- **Dataset content**
▽
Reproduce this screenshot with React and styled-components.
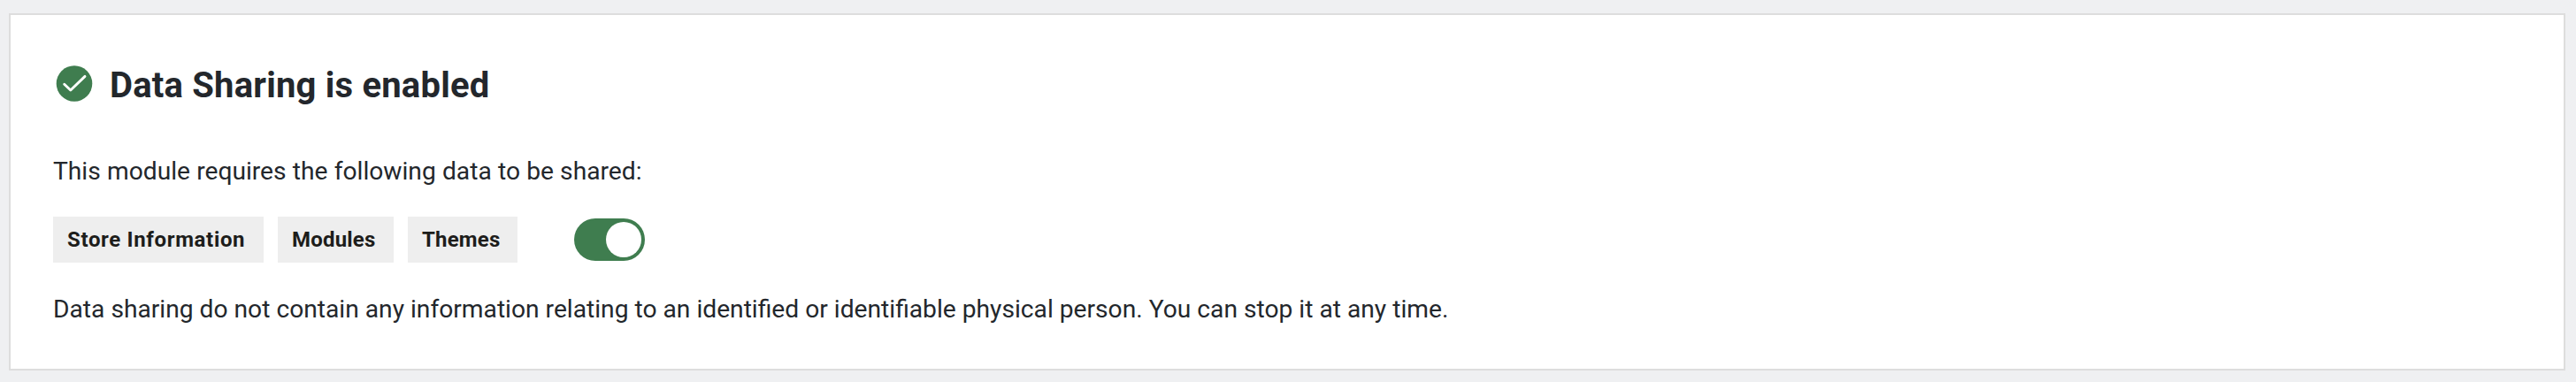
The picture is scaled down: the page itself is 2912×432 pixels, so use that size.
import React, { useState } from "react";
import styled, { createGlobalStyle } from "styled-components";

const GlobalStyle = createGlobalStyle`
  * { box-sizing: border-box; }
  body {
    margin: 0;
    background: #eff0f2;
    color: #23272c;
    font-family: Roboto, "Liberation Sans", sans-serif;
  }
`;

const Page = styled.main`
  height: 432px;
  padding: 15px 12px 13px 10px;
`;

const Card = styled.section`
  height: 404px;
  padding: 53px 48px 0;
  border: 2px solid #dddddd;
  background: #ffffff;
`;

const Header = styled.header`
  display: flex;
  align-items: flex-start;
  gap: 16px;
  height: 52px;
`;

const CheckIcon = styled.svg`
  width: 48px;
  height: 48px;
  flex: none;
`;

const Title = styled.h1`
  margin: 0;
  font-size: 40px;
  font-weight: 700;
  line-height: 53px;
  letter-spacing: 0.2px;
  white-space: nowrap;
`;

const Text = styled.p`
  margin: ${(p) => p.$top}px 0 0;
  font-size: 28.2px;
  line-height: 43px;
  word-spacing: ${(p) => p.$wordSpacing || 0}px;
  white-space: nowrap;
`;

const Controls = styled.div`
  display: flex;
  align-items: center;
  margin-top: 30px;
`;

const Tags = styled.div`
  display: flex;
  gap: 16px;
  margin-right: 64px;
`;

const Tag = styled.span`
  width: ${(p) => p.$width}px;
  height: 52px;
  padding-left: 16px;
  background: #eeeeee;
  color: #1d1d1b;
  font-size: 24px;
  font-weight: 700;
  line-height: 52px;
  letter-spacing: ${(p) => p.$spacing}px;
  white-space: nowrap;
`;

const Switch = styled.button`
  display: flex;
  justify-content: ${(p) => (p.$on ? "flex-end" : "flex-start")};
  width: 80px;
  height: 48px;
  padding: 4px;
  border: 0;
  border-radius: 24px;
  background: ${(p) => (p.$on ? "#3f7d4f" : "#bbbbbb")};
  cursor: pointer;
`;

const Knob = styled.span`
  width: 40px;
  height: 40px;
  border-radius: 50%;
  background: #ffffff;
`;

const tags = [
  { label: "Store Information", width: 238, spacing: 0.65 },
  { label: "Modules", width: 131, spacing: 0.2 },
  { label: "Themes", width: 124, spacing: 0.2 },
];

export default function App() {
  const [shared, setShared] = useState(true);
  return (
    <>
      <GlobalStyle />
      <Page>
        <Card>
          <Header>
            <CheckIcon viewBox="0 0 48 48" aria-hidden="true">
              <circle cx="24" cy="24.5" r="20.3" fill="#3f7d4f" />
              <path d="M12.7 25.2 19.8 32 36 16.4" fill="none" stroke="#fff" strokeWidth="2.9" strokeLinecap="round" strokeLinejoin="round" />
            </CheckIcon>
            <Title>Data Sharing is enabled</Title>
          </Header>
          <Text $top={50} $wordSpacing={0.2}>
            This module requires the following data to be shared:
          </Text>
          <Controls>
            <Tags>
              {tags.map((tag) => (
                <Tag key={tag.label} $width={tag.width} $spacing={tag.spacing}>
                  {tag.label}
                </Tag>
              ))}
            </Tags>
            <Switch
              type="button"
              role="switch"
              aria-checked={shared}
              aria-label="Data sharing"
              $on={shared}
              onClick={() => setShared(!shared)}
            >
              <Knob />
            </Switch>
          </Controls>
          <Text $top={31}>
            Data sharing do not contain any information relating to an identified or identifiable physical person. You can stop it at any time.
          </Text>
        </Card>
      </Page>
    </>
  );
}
△
- **Written problem**
Give the data again exactly as written, with all pictures left out.

- **Solution**
Reproduce this screenshot with React and styled-components.
The picture is scaled down: the page itself is 2912×432 pixels, so use that size.
import React, { useState } from "react";
import styled, { createGlobalStyle } from "styled-components";

const GlobalStyle = createGlobalStyle`
  * { box-sizing: border-box; }
  body {
    margin: 0;
    background: #eff0f2;
    color: #23272c;
    font-family: Roboto, "Liberation Sans", sans-serif;
  }
`;

const Page = styled.main`
  height: 432px;
  padding: 15px 12px 13px 10px;
`;

const Card = styled.section`
  height: 404px;
  padding: 53px 48px 0;
  border: 2px solid #dddddd;
  background: #ffffff;
`;

const Header = styled.header`
  display: flex;
  align-items: flex-start;
  gap: 16px;
  height: 52px;
`;

const CheckIcon = styled.svg`
  width: 48px;
  height: 48px;
  flex: none;
`;

const Title = styled.h1`
  margin: 0;
  font-size: 40px;
  font-weight: 700;
  line-height: 53px;
  letter-spacing: 0.2px;
  white-space: nowrap;
`;

const Text = styled.p`
  margin: ${(p) => p.$top}px 0 0;
  font-size: 28.2px;
  line-height: 43px;
  word-spacing: ${(p) => p.$wordSpacing || 0}px;
  white-space: nowrap;
`;

const Controls = styled.div`
  display: flex;
  align-items: center;
  margin-top: 30px;
`;

const Tags = styled.div`
  display: flex;
  gap: 16px;
  margin-right: 64px;
`;

const Tag = styled.span`
  width: ${(p) => p.$width}px;
  height: 52px;
  padding-left: 16px;
  background: #eeeeee;
  color: #1d1d1b;
  font-size: 24px;
  font-weight: 700;
  line-height: 52px;
  letter-spacing: ${(p) => p.$spacing}px;
  white-space: nowrap;
`;

const Switch = styled.button`
  display: flex;
  justify-content: ${(p) => (p.$on ? "flex-end" : "flex-start")};
  width: 80px;
  height: 48px;
  padding: 4px;
  border: 0;
  border-radius: 24px;
  background: ${(p) => (p.$on ? "#3f7d4f" : "#bbbbbb")};
  cursor: pointer;
`;

const Knob = styled.span`
  width: 40px;
  height: 40px;
  border-radius: 50%;
  background: #ffffff;
`;

const tags = [
  { label: "Store Information", width: 238, spacing: 0.65 },
  { label: "Modules", width: 131, spacing: 0.2 },
  { label: "Themes", width: 124, spacing: 0.2 },
];

export default function App() {
  const [shared, setShared] = useState(true);
  return (
    <>
      <GlobalStyle />
      <Page>
        <Card>
          <Header>
            <CheckIcon viewBox="0 0 48 48" aria-hidden="true">
              <circle cx="24" cy="24.5" r="20.3" fill="#3f7d4f" />
              <path d="M12.7 25.2 19.8 32 36 16.4" fill="none" stroke="#fff" strokeWidth="2.9" strokeLinecap="round" strokeLinejoin="round" />
            </CheckIcon>
            <Title>Data Sharing is enabled</Title>
          </Header>
          <Text $top={50} $wordSpacing={0.2}>
            This module requires the following data to be shared:
          </Text>
          <Controls>
            <Tags>
              {tags.map((tag) => (
                <Tag key={tag.label} $width={tag.width} $spacing={tag.spacing}>
                  {tag.label}
                </Tag>
              ))}
            </Tags>
            <Switch
              type="button"
              role="switch"
              aria-checked={shared}
              aria-label="Data sharing"
              $on={shared}
              onClick={() => setShared(!shared)}
            >
              <Knob />
            </Switch>
          </Controls>
          <Text $top={31}>
            Data sharing do not contain any information relating to an identified or identifiable physical person. You can stop it at any time.
          </Text>
        </Card>
      </Page>
    </>
  );
}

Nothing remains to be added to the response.